> WRITTEN REQUEST
Note each line of the listing that contains the string "this", and copy it.

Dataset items
-- START --

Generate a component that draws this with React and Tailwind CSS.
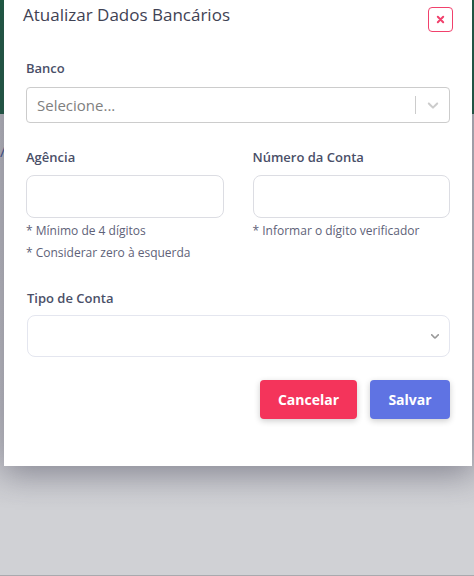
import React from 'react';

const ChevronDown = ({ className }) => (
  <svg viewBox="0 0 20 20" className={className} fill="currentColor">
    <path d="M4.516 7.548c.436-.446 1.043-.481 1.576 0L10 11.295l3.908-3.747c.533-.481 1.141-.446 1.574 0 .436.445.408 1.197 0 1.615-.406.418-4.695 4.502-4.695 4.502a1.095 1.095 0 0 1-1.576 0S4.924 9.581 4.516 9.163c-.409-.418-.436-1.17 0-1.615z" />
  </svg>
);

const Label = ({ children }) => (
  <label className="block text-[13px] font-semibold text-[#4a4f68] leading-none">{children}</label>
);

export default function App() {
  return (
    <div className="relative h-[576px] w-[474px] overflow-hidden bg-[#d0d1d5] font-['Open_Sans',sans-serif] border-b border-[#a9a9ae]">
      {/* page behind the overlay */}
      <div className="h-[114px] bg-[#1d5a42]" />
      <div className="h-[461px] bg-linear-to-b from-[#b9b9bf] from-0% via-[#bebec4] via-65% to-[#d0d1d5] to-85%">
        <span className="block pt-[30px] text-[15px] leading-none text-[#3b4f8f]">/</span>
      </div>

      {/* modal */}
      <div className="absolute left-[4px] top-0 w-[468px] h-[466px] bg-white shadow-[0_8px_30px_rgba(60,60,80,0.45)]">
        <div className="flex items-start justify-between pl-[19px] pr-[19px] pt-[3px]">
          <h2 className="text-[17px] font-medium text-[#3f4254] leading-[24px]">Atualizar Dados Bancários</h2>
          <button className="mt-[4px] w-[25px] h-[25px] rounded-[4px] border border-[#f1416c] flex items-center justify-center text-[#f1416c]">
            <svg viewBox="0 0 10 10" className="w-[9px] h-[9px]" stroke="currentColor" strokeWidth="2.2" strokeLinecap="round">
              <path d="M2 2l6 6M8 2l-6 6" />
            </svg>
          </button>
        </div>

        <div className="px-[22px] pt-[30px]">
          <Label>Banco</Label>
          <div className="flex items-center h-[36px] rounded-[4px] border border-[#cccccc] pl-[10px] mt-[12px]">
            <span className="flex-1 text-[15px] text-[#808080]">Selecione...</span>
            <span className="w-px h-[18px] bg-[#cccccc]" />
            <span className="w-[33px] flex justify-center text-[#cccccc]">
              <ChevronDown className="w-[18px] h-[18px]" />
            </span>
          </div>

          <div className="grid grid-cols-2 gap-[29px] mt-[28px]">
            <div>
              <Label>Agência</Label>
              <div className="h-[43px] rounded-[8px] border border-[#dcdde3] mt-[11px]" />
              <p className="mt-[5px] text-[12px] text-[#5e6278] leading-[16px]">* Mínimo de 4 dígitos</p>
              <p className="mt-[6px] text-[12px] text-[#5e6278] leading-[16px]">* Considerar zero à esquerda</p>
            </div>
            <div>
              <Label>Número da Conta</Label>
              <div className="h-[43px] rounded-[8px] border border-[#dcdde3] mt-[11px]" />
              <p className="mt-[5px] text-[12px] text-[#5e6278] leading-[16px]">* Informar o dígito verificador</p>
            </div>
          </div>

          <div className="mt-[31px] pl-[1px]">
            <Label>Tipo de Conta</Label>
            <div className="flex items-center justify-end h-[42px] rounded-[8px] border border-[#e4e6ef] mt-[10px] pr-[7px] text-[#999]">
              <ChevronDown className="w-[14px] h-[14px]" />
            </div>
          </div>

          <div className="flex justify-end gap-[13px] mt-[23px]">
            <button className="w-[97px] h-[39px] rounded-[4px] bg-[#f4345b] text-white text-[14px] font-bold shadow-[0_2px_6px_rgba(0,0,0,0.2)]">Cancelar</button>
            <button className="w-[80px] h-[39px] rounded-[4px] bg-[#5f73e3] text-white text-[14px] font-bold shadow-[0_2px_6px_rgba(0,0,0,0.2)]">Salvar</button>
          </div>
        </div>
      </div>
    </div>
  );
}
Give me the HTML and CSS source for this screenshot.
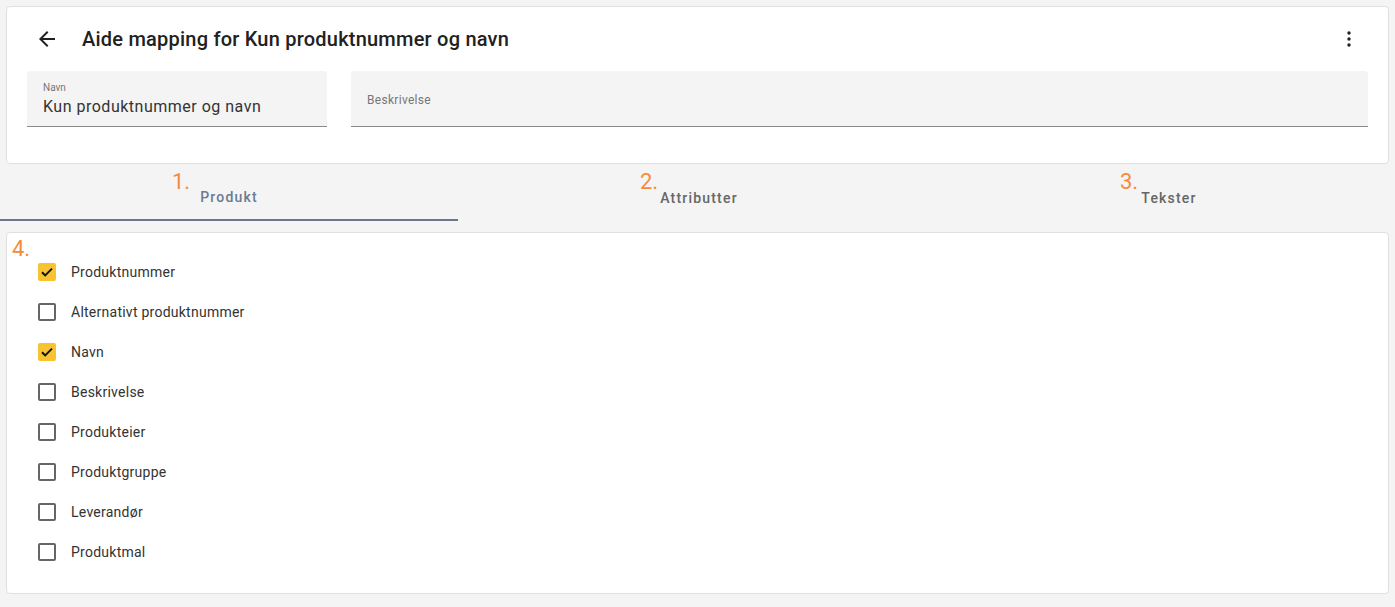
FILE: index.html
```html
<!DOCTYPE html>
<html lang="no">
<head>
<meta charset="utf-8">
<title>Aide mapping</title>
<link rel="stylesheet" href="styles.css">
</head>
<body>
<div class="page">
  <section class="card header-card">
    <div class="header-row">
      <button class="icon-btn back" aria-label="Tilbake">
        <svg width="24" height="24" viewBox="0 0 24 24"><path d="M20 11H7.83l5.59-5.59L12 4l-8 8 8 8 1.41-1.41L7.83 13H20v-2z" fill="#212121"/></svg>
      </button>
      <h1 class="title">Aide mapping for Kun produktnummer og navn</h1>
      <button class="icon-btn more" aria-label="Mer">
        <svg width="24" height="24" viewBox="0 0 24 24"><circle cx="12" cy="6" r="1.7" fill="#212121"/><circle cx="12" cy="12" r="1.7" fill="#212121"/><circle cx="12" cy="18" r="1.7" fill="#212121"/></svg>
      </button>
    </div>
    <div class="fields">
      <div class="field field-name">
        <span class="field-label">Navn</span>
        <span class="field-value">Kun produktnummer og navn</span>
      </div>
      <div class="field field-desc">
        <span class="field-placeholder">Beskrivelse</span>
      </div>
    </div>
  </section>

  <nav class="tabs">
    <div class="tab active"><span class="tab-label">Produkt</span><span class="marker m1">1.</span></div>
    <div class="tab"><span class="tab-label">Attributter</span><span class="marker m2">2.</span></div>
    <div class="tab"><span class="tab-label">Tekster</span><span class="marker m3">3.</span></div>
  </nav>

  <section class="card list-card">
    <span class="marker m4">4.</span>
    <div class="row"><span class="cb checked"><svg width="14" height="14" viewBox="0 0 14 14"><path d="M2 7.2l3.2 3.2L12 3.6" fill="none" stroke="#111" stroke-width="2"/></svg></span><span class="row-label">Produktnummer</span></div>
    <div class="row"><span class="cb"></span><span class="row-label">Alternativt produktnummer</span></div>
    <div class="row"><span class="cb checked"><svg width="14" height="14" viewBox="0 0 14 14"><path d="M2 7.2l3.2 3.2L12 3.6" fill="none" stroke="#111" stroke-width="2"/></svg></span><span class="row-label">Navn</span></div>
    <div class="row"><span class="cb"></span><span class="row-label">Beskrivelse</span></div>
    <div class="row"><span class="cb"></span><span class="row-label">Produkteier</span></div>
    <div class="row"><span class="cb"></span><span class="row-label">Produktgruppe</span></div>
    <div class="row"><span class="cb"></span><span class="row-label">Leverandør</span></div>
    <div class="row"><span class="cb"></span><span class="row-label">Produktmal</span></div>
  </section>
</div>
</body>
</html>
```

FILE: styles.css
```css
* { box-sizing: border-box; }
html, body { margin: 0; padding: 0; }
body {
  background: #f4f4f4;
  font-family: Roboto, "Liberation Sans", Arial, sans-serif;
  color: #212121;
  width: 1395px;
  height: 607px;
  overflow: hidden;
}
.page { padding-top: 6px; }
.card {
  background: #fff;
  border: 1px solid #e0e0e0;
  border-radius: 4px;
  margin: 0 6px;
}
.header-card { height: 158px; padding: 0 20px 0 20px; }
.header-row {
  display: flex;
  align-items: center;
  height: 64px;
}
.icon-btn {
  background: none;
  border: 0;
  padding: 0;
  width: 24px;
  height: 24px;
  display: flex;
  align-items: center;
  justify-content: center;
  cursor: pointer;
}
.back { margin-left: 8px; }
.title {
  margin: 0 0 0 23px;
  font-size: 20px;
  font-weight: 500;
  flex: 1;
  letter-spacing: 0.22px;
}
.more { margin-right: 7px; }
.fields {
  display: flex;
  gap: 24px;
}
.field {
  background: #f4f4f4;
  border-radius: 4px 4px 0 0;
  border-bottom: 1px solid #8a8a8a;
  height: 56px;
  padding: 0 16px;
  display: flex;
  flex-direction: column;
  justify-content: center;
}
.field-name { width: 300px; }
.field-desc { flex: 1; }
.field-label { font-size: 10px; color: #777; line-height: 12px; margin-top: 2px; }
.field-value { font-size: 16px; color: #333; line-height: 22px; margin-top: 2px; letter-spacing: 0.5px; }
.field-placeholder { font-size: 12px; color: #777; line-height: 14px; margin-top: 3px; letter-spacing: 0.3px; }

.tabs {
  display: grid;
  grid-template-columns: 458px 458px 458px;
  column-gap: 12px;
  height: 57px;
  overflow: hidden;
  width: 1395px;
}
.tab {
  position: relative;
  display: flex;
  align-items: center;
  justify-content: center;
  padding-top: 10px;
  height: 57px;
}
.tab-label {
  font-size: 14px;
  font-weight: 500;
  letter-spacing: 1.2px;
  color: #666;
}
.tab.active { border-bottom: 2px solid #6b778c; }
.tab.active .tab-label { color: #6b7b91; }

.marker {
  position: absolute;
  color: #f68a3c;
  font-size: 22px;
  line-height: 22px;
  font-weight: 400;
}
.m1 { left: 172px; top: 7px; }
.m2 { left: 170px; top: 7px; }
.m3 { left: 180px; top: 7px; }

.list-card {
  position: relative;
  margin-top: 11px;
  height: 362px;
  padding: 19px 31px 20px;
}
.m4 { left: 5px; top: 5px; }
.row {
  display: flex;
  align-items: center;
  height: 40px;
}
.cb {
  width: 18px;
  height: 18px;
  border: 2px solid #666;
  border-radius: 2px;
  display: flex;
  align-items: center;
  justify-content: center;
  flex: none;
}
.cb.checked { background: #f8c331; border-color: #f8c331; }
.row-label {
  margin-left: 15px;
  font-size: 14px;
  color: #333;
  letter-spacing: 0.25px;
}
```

-- END --

> RESPONSE TO THE EXERCISE
Generate a component that draws this with React and Tailwind CSS.
Give me the HTML and CSS source for this screenshot.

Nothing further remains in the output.